Hmmm... just a thought...
Btw, I have 5 brothers and sisters^_^' ... middle child... bleh...
I need to write something... or sketch...
There's something I don't understand here...
when I dress in the way I feel I best can express myself, people either ask me if I'm a satanist(mostly little kids from church...?) or tell me I'm gothic... then when I talk to people on here or somewhere they can't see me and ask me what I look like I get kind of lazy and say I dress like a gothic person... and THEN they say I label myself!!! ARGH!!! I just dress darkly and stuff because that's how I express myself artistically! I think I'm going crazy... or just cross eyed^_^'''
What of pain?
When the floor is blood stained
and your soul is nailed to the door
Pain is the rhythm of life
Why must blood circulate within our veins
But also lace our rivers with crimson snow?
But this is how our lives flow
Love has been disgraced, forsaken
Tainted by the twisted, ruined for the innocent
Is there hope for redemption?
Will a savior rise resilient?
Will we awaken to see it,
Or remain unmoved in our nightmares?
… Once upon a nightmare…
I'm in a little depressed slump right now, I'm moving-_- Seventh time so far;_;
To me, moving is like dying... come around the ninth time, I may just stay dead...
Where are you when your eyes grow dark
What Happens when you've lost your spark
I watch you in your misery
And see in your face a mystery
“What do you see in me?” I ask, my eyes pleading. Pleading for him to let me go, let my blood flow from the gash I would soon make, if only he hadn’t saved me from myself.
“Innocence.” that one word, so loving, yet so wrong. If only he could see… see the things I saw, as a mere child. No. I could not let that happen, never.

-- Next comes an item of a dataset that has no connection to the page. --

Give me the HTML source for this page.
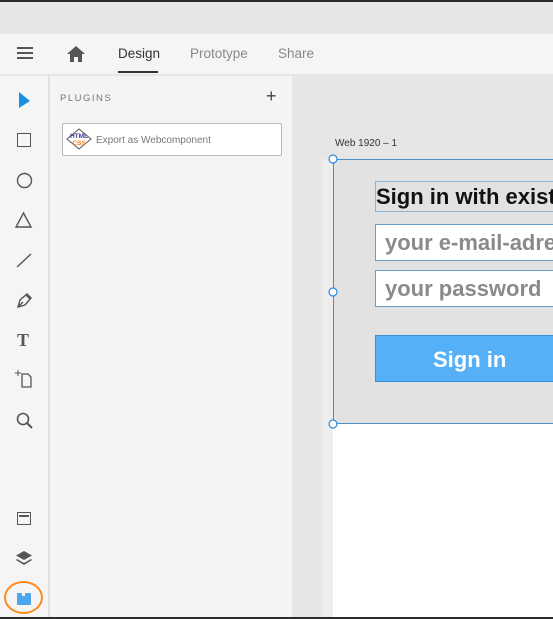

He was naive, and innocent as a child. I knew I had to preserve that. He should not have to go through what I did. He was an orphan as was I, but he did not see it. He did not see them die. Their murderers took the children and then killed rest. Mine were killed by criminals with no respect for the dead and paraded then tortured them to death. No. I would not let him be scarred by that guilt of the inability to help that I carried. Never.